TOKYO (Reuters) – Asian shares rose to their highest in two-and-a-half-weeks on Monday as strong U.S. jobs data offset worries that tariff wars between the United States and the rest of the world could retard global economic growth.
MSCI’s broadest index of Asia-Pacific shares outside Japan gained 1.0 percent to a high last seen on May 17, while Japan’s Nikkei rose 1.3 percent.
Tech names such as Tencent and Taiwan Semiconductor Manufacturing were among the biggest gainers.
European stocks are seen rising, with spread-betters expecting Britain’s FTSE and Germany’s Dax to gain 0.3 percent and France’s Cac 0.4 percent.
On Wall Street on Friday, U.S. tech shares soared, pushing up the Nasdaq Composite 1.51 percent to 7,554 points, near its record closing high of 7,588 struck in March.
In contrast, the S&P 500, which rose 1.08 percent on Friday, was still about 140 points off a record peak of 2,872 set in January due to concerns over trade frictions.
Finance leaders of the closest U.S. allies vented anger over the Trump administration’s metal import tariffs on Saturday, setting the tone for a heated G7 summit next week in Quebec.
In a rare show of division among the normally harmonious club of wealthy nations, six G7 member countries issued a statement asking U.S. Treasury Secretary Steven Mnuchin to convey their “unanimous concern and disappointment” to President Donald Trump.
“The G7 is showing more divisions than unity, to the point where one has to wonder whether it is worth holding meetings,” said Norihiro Fujito, senior investment strategist at Mitsubishi UFJ Morgan Stanley Securities.
“The G7 summit this weekend could be equally terrible. There’s even talk that Trump may not go. Concerns on trade frictions are likely to continue to weigh on markets,” he added.
There appears to have been no major break-through on trade disputes after U.S. Commerce Secretary Wilbur Ross met Chinese Vice Premier Liu He, either.
China warned the United States on Sunday that any agreements reached on trade and business between the two countries will be void if Washington implements tariffs and other trade measures, as the two ended their latest round of talks in Beijing.
Still, the U.S. economy’s current strength kept bears at bay for the moment.
Data released on Friday showed U.S. job growth accelerated in May and the unemployment rate dropped to an 18-year low of 3.8 percent, indicating a rapidly tightening labour market, which could eventually fuel inflation.
“We had strong headline figures on employment but rise in wages was still well-contained and did not point to a sharp acceleration in inflation,” Hirokazu Kabeya, chief global strategist at Daiwa Securities.
Average hourly earnings rose eight cents, or 0.3 percent last month after edging up 0.1 percent in April. That pushed the annual increase in average hourly earnings to 2.7 percent from 2.6 percent in April.
The strong employment report added to a string of upbeat economic data, including consumer spending, industrial production and construction spending.
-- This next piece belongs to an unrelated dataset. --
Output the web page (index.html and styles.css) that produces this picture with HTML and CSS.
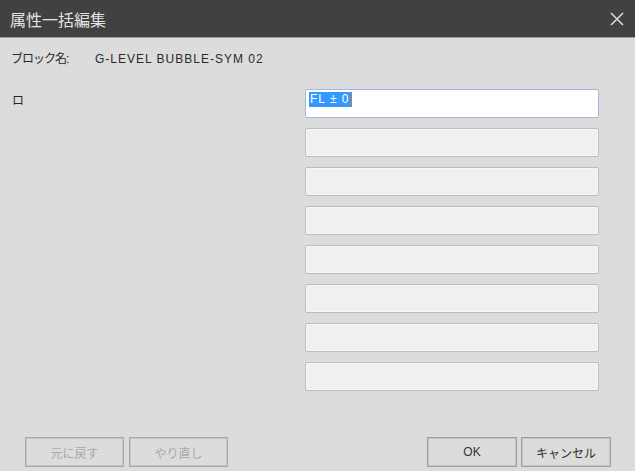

They have suggested economic growth was regaining speed early in the second quarter after expanding at a moderate 2.2 percent annualised rate in the January-March period.
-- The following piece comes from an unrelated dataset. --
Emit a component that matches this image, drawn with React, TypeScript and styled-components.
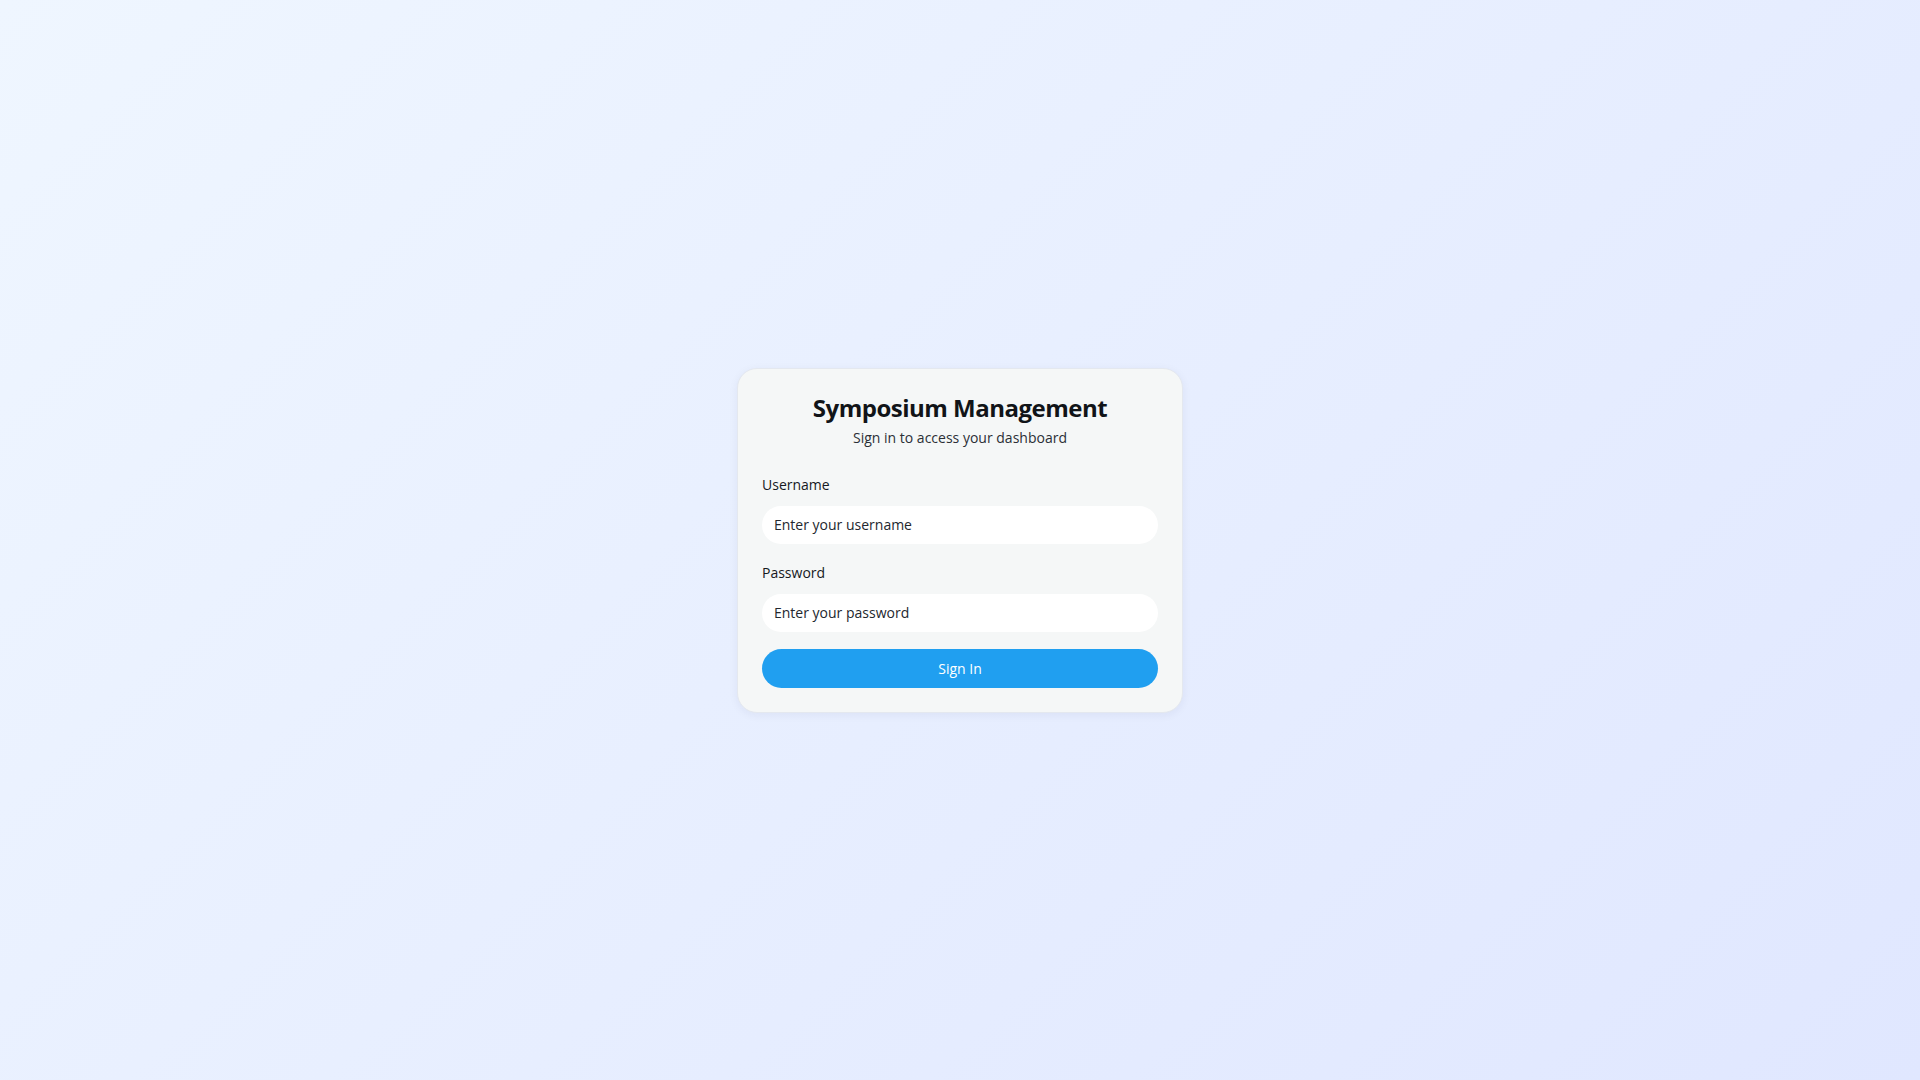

Given the strength, the Federal Reserve is all but certain to raise interest rates at its policy meeting next week.
That supported the dollar against other currencies.
The U.S. currency traded at 109.50 yen, having gained 0.6 percent on Friday, extending its rebound from Tuesday’s low of 108.115, its lowest level in over five weeks.
The euro traded at $1.1665, off Thursday’s high of $1.1725. Still, it kept some distance from Tuesday’s 10-month low of $1.1510 as concerns over Italy’s political crisis have eased.
U.S. crude futures fell as low as $65.51 per barrel on Friday, touching their lowest level in almost two months. Rising U.S. crude production and a glut trapped inland due to a lack of pipeline capacity have pressured prices.
U.S. crude futures last traded at $65.71, down 0.15 percent. Global benchmark Brent was down 0.44 percent, at $76.45.